Everything from the first line of the data below through the line that contains "units ---------- */" should be written out exactly, please, and nothing more; the pictures stay out.

DATA
• • • •
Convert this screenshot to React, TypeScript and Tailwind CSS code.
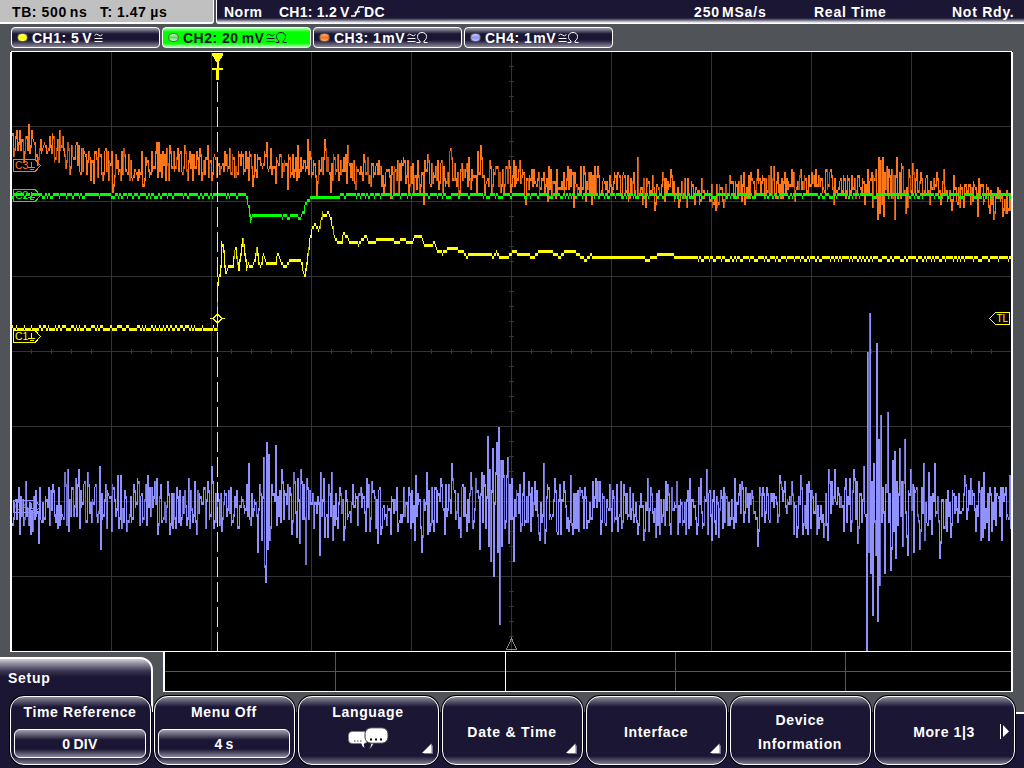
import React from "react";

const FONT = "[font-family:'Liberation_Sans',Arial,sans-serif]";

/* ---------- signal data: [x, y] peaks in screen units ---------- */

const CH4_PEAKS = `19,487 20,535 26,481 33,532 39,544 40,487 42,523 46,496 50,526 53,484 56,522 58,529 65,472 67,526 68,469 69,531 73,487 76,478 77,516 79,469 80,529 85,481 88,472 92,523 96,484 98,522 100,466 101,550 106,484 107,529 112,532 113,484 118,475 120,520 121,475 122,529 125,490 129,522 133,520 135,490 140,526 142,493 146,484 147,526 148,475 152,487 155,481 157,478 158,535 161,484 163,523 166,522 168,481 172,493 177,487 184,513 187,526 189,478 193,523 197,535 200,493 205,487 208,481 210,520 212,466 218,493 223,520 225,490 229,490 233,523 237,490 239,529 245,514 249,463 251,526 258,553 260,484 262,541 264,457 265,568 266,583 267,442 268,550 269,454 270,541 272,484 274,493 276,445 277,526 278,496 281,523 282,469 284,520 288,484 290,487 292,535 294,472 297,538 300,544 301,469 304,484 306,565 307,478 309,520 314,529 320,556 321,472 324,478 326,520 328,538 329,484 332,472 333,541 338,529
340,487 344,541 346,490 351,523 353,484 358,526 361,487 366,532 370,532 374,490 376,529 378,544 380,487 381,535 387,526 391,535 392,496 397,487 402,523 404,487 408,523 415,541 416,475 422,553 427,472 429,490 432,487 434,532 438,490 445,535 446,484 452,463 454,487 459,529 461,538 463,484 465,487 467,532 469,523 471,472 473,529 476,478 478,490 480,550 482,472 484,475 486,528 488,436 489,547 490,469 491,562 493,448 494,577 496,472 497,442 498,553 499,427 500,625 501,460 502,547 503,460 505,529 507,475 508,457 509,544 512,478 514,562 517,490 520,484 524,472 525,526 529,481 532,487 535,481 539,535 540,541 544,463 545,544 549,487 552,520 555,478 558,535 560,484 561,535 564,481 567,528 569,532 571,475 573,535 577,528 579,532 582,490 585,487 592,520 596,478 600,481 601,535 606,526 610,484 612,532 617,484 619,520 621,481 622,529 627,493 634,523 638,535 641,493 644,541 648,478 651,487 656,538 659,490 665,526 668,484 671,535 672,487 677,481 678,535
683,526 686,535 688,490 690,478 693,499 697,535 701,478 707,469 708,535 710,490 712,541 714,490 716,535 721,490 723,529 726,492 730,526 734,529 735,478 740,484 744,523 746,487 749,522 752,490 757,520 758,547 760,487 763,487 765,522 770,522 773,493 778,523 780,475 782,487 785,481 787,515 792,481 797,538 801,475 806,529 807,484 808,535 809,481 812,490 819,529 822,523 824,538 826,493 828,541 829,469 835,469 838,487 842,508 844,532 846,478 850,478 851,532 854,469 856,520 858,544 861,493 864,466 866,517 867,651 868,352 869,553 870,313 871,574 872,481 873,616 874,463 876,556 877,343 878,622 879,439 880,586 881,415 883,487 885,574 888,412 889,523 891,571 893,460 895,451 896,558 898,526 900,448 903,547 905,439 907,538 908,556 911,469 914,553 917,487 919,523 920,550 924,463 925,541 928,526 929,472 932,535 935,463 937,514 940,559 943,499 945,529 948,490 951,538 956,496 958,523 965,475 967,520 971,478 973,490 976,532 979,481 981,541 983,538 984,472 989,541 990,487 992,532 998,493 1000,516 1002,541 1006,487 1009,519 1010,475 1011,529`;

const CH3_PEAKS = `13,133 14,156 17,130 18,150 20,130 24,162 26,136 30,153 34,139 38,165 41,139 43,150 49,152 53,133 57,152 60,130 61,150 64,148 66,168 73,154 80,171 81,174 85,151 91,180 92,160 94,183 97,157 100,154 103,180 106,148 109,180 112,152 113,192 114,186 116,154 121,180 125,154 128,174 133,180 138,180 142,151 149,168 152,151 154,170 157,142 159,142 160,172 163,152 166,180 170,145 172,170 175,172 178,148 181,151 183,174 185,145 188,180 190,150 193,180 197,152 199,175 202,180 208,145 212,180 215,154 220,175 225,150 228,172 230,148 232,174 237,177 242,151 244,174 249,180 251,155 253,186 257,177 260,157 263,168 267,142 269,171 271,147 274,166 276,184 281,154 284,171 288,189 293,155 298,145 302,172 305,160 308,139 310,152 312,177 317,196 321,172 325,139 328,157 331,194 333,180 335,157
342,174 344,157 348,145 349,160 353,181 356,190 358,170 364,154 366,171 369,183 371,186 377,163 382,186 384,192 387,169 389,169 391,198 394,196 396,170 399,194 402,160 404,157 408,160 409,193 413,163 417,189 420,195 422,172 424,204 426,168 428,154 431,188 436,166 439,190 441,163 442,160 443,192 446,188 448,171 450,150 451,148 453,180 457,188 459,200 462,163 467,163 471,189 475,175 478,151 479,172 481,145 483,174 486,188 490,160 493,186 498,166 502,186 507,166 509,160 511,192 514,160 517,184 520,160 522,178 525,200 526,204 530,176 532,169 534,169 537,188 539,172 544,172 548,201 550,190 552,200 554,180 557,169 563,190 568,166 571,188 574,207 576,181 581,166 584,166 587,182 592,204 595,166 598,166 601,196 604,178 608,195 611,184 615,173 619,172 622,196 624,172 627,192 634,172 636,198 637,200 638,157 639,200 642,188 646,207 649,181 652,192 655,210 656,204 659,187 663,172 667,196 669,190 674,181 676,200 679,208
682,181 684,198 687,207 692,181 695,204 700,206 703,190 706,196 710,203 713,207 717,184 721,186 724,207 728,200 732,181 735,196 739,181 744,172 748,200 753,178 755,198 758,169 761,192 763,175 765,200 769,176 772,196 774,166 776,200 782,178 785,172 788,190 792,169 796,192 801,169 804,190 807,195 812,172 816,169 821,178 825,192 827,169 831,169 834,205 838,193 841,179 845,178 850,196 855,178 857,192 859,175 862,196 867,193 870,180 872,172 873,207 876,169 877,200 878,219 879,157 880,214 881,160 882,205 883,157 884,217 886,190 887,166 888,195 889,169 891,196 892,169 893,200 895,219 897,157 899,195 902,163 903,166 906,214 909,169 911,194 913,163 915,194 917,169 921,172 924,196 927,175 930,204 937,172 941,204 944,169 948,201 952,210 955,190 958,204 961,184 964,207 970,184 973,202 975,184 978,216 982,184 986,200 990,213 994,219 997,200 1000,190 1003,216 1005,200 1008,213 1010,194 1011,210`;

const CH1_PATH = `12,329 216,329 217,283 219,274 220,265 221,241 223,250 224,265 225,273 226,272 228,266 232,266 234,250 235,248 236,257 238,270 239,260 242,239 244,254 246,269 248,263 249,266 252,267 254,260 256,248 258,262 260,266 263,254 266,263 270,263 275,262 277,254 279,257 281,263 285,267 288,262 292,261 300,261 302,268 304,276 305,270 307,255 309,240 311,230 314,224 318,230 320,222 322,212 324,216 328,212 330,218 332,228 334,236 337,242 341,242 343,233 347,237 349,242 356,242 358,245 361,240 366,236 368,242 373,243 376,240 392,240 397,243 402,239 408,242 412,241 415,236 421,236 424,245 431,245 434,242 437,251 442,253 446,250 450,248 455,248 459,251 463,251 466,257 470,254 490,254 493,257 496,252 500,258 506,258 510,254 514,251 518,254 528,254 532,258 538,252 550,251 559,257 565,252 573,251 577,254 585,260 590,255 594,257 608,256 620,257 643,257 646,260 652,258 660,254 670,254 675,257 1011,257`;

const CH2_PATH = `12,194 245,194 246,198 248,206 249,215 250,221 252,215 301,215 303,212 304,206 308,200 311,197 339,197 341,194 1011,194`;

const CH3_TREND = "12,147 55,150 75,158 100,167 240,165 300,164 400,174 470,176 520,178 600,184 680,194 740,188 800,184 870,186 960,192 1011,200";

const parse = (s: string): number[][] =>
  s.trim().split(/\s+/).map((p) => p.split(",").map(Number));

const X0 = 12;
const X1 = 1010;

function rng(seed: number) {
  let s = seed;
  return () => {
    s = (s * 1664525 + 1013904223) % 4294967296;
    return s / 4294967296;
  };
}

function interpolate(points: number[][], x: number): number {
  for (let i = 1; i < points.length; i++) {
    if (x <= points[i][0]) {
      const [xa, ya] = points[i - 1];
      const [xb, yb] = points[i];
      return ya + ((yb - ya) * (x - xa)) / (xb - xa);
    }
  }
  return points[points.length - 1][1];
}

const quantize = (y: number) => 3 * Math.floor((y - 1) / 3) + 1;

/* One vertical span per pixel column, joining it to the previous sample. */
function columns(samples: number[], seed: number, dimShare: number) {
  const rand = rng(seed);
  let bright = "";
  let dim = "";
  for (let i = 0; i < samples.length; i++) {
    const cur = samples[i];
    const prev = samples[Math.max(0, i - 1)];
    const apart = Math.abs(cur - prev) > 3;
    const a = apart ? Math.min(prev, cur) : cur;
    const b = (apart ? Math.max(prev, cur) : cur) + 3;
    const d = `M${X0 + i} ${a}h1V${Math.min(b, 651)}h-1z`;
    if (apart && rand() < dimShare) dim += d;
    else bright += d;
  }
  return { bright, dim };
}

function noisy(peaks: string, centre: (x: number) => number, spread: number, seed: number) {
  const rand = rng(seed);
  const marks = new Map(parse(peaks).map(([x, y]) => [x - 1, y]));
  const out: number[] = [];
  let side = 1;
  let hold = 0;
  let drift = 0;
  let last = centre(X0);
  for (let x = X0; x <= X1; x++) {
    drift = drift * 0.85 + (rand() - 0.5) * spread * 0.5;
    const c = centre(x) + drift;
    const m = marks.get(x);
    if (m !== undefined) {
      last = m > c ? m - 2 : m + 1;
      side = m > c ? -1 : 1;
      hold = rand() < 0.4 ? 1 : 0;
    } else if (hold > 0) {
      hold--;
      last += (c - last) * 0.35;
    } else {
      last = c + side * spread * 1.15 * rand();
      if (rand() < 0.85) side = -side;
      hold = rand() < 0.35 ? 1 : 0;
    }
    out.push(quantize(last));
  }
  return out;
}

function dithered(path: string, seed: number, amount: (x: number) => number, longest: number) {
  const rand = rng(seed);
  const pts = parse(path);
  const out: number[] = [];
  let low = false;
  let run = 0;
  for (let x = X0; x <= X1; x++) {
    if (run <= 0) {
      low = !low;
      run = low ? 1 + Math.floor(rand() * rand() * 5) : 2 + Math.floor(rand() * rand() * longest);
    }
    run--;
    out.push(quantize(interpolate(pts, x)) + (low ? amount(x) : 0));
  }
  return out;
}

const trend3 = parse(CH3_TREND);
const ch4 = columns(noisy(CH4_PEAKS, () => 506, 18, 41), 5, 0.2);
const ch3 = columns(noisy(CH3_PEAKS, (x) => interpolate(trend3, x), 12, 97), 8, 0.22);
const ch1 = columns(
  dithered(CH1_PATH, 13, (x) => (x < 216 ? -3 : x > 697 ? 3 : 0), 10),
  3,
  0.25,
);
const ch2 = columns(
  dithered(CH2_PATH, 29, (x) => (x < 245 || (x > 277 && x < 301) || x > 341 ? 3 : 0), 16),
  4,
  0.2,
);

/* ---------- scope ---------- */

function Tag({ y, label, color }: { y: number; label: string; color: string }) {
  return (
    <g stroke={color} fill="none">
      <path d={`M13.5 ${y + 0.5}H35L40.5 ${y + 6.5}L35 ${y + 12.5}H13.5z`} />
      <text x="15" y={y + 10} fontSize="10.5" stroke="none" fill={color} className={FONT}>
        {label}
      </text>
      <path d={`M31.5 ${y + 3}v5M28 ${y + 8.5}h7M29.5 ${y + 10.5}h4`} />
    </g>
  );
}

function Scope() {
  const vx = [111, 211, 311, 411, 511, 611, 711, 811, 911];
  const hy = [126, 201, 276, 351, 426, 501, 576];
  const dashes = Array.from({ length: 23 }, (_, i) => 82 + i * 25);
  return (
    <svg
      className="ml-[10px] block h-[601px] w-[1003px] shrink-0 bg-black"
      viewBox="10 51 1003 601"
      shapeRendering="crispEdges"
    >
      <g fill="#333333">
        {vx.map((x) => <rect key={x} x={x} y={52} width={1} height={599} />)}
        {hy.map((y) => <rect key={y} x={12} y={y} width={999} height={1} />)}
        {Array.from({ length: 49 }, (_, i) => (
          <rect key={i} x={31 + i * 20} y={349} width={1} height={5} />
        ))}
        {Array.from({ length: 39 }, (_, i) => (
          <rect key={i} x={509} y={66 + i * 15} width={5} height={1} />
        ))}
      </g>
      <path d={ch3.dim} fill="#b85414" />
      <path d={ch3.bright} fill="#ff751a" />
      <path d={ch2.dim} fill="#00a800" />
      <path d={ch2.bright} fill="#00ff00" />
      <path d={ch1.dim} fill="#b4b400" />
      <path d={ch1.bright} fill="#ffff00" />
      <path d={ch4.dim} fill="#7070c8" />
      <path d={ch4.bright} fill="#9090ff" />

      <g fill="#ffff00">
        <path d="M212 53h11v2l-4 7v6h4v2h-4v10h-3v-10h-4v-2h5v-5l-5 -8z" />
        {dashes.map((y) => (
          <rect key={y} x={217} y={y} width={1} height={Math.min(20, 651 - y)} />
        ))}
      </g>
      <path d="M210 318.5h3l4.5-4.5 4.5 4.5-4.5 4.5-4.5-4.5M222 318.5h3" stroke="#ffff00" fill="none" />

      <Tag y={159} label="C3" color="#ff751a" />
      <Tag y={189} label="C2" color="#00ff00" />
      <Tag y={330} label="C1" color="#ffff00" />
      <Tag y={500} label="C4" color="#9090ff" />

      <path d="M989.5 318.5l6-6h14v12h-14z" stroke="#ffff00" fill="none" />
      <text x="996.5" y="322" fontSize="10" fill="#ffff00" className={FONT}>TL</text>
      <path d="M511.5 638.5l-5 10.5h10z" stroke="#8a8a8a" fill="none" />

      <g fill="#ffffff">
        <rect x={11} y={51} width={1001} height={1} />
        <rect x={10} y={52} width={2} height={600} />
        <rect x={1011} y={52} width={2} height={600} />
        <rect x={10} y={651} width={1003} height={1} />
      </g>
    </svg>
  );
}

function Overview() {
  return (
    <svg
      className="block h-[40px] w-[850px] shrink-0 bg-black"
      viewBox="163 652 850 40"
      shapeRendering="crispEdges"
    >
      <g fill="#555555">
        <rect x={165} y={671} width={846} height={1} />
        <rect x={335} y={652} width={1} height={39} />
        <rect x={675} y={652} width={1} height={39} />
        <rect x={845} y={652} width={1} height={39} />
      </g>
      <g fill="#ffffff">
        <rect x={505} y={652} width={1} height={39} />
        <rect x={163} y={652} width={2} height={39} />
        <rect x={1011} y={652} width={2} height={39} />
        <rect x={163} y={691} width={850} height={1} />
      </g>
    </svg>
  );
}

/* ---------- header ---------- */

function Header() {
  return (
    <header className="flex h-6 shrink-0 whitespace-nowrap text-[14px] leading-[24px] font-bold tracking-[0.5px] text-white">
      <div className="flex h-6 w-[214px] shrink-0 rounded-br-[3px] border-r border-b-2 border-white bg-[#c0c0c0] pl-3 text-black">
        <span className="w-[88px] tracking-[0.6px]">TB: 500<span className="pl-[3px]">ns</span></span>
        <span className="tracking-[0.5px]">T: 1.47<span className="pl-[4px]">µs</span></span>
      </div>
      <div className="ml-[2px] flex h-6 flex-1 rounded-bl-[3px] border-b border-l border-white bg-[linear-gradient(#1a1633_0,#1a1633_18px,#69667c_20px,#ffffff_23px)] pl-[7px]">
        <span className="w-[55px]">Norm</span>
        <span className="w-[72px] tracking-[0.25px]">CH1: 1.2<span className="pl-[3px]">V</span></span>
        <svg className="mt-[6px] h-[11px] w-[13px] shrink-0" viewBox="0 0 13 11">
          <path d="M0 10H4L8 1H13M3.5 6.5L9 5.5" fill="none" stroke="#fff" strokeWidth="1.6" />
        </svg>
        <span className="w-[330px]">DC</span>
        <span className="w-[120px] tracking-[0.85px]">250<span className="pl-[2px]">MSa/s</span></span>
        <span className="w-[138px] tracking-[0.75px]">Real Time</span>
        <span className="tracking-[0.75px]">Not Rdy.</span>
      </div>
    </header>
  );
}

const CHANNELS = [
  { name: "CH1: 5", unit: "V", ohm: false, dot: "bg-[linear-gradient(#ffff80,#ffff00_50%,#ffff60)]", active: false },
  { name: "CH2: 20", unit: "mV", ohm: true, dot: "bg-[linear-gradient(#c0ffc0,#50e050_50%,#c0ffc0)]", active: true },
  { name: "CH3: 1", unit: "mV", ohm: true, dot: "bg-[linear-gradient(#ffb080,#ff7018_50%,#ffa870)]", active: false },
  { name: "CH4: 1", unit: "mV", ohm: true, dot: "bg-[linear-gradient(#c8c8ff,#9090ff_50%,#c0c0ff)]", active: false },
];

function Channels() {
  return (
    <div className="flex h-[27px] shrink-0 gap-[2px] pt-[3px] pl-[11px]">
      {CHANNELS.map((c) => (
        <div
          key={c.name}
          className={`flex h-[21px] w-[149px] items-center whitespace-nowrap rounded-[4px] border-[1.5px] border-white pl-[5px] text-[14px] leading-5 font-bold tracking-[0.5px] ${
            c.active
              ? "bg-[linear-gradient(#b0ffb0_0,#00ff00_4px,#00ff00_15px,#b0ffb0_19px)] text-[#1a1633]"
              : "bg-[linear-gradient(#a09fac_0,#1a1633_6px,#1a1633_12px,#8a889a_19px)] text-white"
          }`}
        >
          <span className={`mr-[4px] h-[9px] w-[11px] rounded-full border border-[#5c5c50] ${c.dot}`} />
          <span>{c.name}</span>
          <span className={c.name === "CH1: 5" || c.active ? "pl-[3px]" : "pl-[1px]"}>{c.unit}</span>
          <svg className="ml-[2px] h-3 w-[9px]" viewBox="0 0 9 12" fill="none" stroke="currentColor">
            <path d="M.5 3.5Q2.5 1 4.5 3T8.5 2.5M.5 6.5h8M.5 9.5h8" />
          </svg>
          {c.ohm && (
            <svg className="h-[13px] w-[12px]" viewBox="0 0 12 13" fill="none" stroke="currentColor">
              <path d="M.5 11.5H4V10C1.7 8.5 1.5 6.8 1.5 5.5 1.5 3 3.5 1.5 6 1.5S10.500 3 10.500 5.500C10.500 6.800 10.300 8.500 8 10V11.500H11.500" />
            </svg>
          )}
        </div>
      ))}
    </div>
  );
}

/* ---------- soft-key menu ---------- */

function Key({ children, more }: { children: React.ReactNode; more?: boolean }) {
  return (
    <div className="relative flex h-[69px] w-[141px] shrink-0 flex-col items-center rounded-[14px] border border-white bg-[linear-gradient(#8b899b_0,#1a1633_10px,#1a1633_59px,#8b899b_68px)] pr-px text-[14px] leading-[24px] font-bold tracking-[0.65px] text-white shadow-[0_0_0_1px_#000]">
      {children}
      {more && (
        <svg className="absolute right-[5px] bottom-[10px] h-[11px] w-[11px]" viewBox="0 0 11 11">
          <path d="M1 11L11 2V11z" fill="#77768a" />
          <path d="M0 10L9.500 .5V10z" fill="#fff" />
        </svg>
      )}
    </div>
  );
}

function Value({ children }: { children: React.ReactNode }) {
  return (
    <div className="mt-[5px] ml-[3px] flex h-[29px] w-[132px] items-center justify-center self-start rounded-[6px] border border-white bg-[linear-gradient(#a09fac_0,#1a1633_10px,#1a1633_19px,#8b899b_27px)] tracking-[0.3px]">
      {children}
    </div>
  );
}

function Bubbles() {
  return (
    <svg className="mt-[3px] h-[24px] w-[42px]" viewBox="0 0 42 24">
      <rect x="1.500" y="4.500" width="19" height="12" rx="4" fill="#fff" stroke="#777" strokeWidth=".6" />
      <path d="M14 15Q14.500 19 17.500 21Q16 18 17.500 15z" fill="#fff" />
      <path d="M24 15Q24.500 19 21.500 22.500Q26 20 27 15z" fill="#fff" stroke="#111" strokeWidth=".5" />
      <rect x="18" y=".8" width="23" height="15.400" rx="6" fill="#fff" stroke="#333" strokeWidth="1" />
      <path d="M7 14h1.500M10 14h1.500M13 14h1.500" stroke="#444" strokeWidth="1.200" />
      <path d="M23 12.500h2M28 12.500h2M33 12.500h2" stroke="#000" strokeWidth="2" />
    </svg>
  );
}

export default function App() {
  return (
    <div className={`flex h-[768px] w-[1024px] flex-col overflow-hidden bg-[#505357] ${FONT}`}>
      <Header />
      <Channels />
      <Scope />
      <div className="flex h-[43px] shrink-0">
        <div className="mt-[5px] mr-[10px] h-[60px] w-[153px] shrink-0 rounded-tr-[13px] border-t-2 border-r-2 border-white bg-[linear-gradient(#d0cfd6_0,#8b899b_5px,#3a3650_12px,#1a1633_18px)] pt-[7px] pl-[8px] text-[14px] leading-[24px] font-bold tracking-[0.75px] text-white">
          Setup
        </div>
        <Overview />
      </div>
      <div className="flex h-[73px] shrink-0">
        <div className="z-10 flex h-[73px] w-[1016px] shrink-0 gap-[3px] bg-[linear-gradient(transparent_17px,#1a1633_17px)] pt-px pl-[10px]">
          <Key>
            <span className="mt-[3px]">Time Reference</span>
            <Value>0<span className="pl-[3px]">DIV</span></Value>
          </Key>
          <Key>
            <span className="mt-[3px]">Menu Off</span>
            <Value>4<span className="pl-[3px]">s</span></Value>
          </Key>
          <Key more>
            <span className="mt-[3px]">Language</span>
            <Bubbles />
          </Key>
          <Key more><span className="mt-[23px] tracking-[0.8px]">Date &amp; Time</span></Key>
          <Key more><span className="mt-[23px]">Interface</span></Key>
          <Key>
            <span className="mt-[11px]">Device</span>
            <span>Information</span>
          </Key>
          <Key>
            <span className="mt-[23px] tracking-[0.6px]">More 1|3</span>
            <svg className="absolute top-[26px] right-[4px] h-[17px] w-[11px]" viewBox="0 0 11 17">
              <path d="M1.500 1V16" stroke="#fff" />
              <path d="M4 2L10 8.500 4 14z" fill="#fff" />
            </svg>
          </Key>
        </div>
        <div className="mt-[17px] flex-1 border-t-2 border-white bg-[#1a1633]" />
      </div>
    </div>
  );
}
• • • •
RESPONSE TO THIS TASK
Convert this screenshot to React, TypeScript and Tailwind CSS code.
import React from "react";

const FONT = "[font-family:'Liberation_Sans',Arial,sans-serif]";

/* ---------- signal data: [x, y] peaks in screen units ---------- */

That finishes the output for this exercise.